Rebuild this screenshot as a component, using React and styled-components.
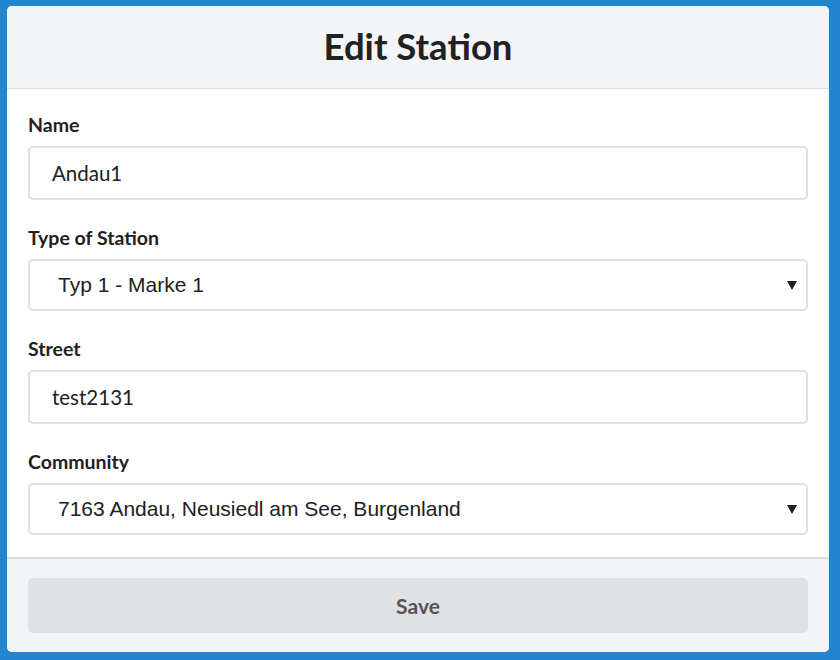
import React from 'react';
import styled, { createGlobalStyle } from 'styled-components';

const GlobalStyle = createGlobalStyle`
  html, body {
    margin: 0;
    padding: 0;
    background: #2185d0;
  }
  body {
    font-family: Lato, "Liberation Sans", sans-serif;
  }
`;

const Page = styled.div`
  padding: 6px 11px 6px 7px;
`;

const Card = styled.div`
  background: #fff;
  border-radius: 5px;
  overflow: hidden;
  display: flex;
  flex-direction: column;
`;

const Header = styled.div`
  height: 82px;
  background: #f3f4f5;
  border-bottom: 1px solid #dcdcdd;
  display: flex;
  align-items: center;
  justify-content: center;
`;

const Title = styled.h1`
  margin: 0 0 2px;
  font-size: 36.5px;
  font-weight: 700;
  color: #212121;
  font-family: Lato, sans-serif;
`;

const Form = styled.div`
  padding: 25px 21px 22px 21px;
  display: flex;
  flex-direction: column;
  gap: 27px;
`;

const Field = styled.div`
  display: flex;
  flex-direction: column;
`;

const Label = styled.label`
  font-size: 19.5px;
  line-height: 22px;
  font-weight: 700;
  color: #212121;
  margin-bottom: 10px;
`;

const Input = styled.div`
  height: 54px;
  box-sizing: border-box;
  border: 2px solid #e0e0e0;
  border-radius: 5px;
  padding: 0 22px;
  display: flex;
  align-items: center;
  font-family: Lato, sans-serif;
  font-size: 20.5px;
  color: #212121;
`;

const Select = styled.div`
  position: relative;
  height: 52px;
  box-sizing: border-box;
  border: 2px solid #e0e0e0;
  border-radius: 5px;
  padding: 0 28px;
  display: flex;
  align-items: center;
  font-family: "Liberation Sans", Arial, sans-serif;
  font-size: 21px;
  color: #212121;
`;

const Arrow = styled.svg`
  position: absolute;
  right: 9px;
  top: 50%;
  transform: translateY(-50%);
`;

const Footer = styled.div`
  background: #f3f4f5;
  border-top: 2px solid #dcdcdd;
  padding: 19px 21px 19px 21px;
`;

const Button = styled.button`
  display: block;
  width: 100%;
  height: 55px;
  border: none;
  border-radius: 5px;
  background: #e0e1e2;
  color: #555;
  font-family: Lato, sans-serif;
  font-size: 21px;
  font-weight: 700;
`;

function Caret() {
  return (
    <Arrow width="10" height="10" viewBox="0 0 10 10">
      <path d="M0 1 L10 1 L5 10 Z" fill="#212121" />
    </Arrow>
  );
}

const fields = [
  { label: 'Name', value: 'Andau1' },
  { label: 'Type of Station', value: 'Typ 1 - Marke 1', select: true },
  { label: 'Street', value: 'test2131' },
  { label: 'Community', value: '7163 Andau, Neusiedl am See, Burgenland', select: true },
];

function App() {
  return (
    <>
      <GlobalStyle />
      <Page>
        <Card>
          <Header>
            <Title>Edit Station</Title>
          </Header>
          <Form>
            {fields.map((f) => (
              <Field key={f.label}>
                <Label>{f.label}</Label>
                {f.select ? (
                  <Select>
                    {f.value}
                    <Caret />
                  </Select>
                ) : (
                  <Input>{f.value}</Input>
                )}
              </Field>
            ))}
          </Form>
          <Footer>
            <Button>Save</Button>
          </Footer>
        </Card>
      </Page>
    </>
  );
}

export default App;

━━━━

- [Work instructions] Every line should be retyped exactly, with the pictures omitted.

- [The result]
Rebuild this screenshot as a component, using React and styled-components.
import React from 'react';
import styled, { createGlobalStyle } from 'styled-components';

const GlobalStyle = createGlobalStyle`
  html, body {
    margin: 0;
    padding: 0;
    background: #2185d0;
  }
  body {
    font-family: Lato, "Liberation Sans", sans-serif;
  }
`;

const Page = styled.div`
  padding: 6px 11px 6px 7px;
`;

const Card = styled.div`
  background: #fff;
  border-radius: 5px;
  overflow: hidden;
  display: flex;
  flex-direction: column;
`;

const Header = styled.div`
  height: 82px;
  background: #f3f4f5;
  border-bottom: 1px solid #dcdcdd;
  display: flex;
  align-items: center;
  justify-content: center;
`;

const Title = styled.h1`
  margin: 0 0 2px;
  font-size: 36.5px;
  font-weight: 700;
  color: #212121;
  font-family: Lato, sans-serif;
`;

const Form = styled.div`
  padding: 25px 21px 22px 21px;
  display: flex;
  flex-direction: column;
  gap: 27px;
`;

const Field = styled.div`
  display: flex;
  flex-direction: column;
`;

const Label = styled.label`
  font-size: 19.5px;
  line-height: 22px;
  font-weight: 700;
  color: #212121;
  margin-bottom: 10px;
`;

const Input = styled.div`
  height: 54px;
  box-sizing: border-box;
  border: 2px solid #e0e0e0;
  border-radius: 5px;
  padding: 0 22px;
  display: flex;
  align-items: center;
  font-family: Lato, sans-serif;
  font-size: 20.5px;
  color: #212121;
`;

const Select = styled.div`
  position: relative;
  height: 52px;
  box-sizing: border-box;
  border: 2px solid #e0e0e0;
  border-radius: 5px;
  padding: 0 28px;
  display: flex;
  align-items: center;
  font-family: "Liberation Sans", Arial, sans-serif;
  font-size: 21px;
  color: #212121;
`;

const Arrow = styled.svg`
  position: absolute;
  right: 9px;
  top: 50%;
  transform: translateY(-50%);
`;

const Footer = styled.div`
  background: #f3f4f5;
  border-top: 2px solid #dcdcdd;
  padding: 19px 21px 19px 21px;
`;

const Button = styled.button`
  display: block;
  width: 100%;
  height: 55px;
  border: none;
  border-radius: 5px;
  background: #e0e1e2;
  color: #555;
  font-family: Lato, sans-serif;
  font-size: 21px;
  font-weight: 700;
`;

function Caret() {
  return (
    <Arrow width="10" height="10" viewBox="0 0 10 10">
      <path d="M0 1 L10 1 L5 10 Z" fill="#212121" />
    </Arrow>
  );
}

const fields = [
  { label: 'Name', value: 'Andau1' },
  { label: 'Type of Station', value: 'Typ 1 - Marke 1', select: true },
  { label: 'Street', value: 'test2131' },
  { label: 'Community', value: '7163 Andau, Neusiedl am See, Burgenland', select: true },
];

function App() {
  return (
    <>
      <GlobalStyle />
      <Page>
        <Card>
          <Header>
            <Title>Edit Station</Title>
          </Header>
          <Form>
            {fields.map((f) => (
              <Field key={f.label}>
                <Label>{f.label}</Label>
                {f.select ? (
                  <Select>
                    {f.value}
                    <Caret />
                  </Select>
                ) : (
                  <Input>{f.value}</Input>
                )}
              </Field>
            ))}
          </Form>
          <Footer>
            <Button>Save</Button>
          </Footer>
        </Card>
      </Page>
    </>
  );
}

export default App;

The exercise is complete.